§ Job
Set down all of the data that follows word for word, without the images.

§ Data extract
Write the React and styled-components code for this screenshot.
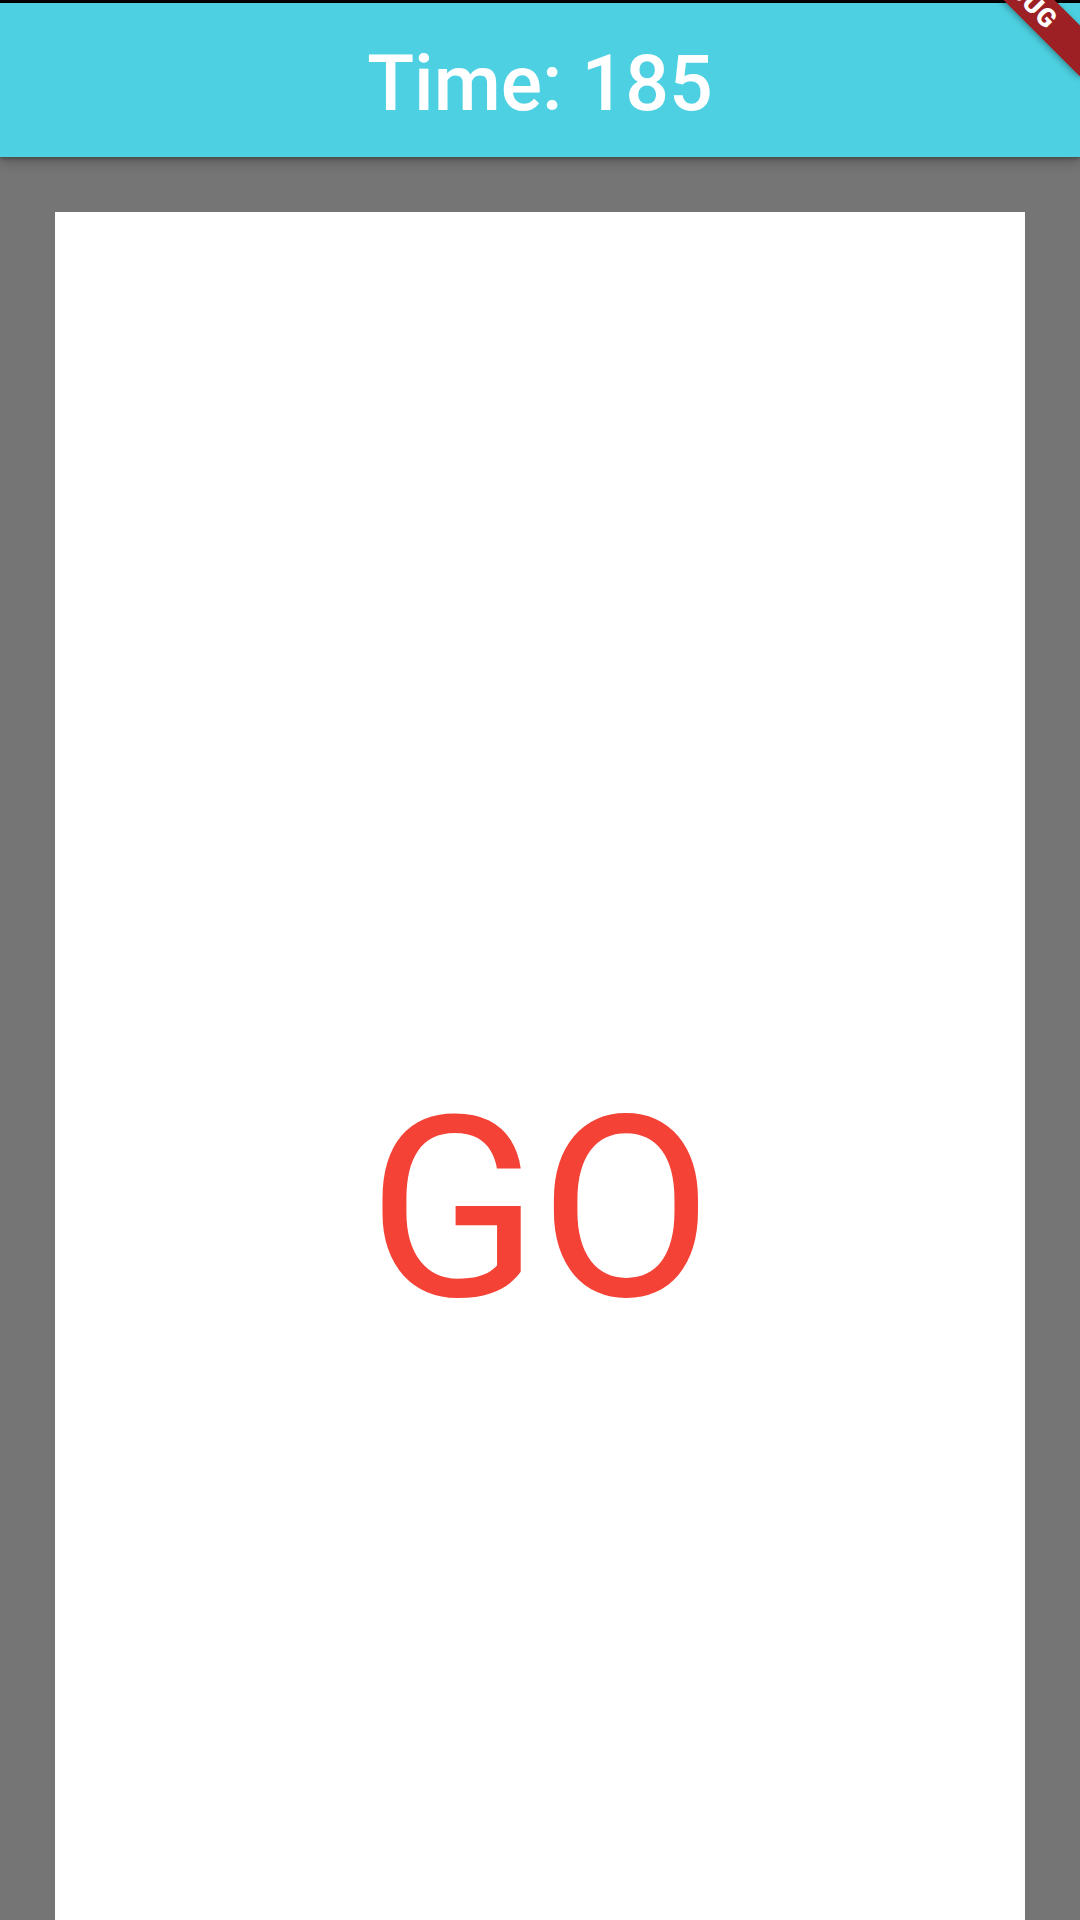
import React from "react";
import styled, { createGlobalStyle } from "styled-components";

const GlobalStyle = createGlobalStyle`
  html, body {
    margin: 0;
    padding: 0;
    height: 1920px;
    overflow: hidden;
    background-color: #757575;
    font-family: Roboto, "Liberation Sans", sans-serif;
  }
`;

const Screen = styled.div`
  position: relative;
  width: 1080px;
  height: 1920px;
  overflow: hidden;
  display: flex;
  flex-direction: column;
  background-color: #757575;
`;

const StatusLine = styled.div`
  height: 3px;
  background-color: #000;
  flex-shrink: 0;
`;

const AppBar = styled.header`
  position: relative;
  z-index: 1;
  height: 154px;
  flex-shrink: 0;
  display: flex;
  align-items: center;
  justify-content: center;
  background-color: #4dd0e1;
  box-shadow: 0 2px 4px rgba(0, 0, 0, 0.25), 0 5px 12px rgba(0, 0, 0, 0.2);
`;

const Title = styled.h1`
  margin: 0;
  margin-top: 8px;
  color: #fff;
  font-size: 77px;
  font-weight: 500;
  letter-spacing: 0;
`;

const Body = styled.main`
  padding: 55px 55px 0;
`;

const Card = styled.div`
  height: 1996px;
  background-color: #fff;
  display: flex;
  align-items: center;
  justify-content: center;
`;

const Signal = styled.span`
  color: ${(p) => p.color};
  font-size: 252px;
  font-weight: 400;
  line-height: 1;
`;

const DebugBanner = styled.div`
  position: absolute;
  z-index: 2;
  left: 922px;
  top: -25px;
  width: 200px;
  height: 36px;
  transform: rotate(45deg);
  background-color: #9c2024;
  box-shadow: 0 2px 6px rgba(0, 0, 0, 0.35);
  color: #fff;
  font-size: 26px;
  font-weight: 900;
  letter-spacing: 1px;
  display: flex;
  align-items: center;
  justify-content: center;
`;

export default function App() {
  const time = 185;
  return (
    <>
      <GlobalStyle />
      <Screen>
        <StatusLine />
        <AppBar>
          <Title>Time: {time}</Title>
        </AppBar>
        <Body>
          <Card>
            <Signal color="#f44336">GO</Signal>
          </Card>
        </Body>
        <DebugBanner>DEBUG</DebugBanner>
      </Screen>
    </>
  );
}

§ Response
Write the React and styled-components code for this screenshot.
import React from "react";
import styled, { createGlobalStyle } from "styled-components";

const GlobalStyle = createGlobalStyle`
  html, body {
    margin: 0;
    padding: 0;
    height: 1920px;
    overflow: hidden;
    background-color: #757575;
    font-family: Roboto, "Liberation Sans", sans-serif;
  }
`;

const Screen = styled.div`
  position: relative;
  width: 1080px;
  height: 1920px;
  overflow: hidden;
  display: flex;
  flex-direction: column;
  background-color: #757575;
`;

const StatusLine = styled.div`
  height: 3px;
  background-color: #000;
  flex-shrink: 0;
`;

const AppBar = styled.header`
  position: relative;
  z-index: 1;
  height: 154px;
  flex-shrink: 0;
  display: flex;
  align-items: center;
  justify-content: center;
  background-color: #4dd0e1;
  box-shadow: 0 2px 4px rgba(0, 0, 0, 0.25), 0 5px 12px rgba(0, 0, 0, 0.2);
`;

const Title = styled.h1`
  margin: 0;
  margin-top: 8px;
  color: #fff;
  font-size: 77px;
  font-weight: 500;
  letter-spacing: 0;
`;

const Body = styled.main`
  padding: 55px 55px 0;
`;

const Card = styled.div`
  height: 1996px;
  background-color: #fff;
  display: flex;
  align-items: center;
  justify-content: center;
`;

const Signal = styled.span`
  color: ${(p) => p.color};
  font-size: 252px;
  font-weight: 400;
  line-height: 1;
`;

const DebugBanner = styled.div`
  position: absolute;
  z-index: 2;
  left: 922px;
  top: -25px;
  width: 200px;
  height: 36px;
  transform: rotate(45deg);
  background-color: #9c2024;
  box-shadow: 0 2px 6px rgba(0, 0, 0, 0.35);
  color: #fff;
  font-size: 26px;
  font-weight: 900;
  letter-spacing: 1px;
  display: flex;
  align-items: center;
  justify-content: center;
`;

export default function App() {
  const time = 185;
  return (
    <>
      <GlobalStyle />
      <Screen>
        <StatusLine />
        <AppBar>
          <Title>Time: {time}</Title>
        </AppBar>
        <Body>
          <Card>
            <Signal color="#f44336">GO</Signal>
          </Card>
        </Body>
        <DebugBanner>DEBUG</DebugBanner>
      </Screen>
    </>
  );
}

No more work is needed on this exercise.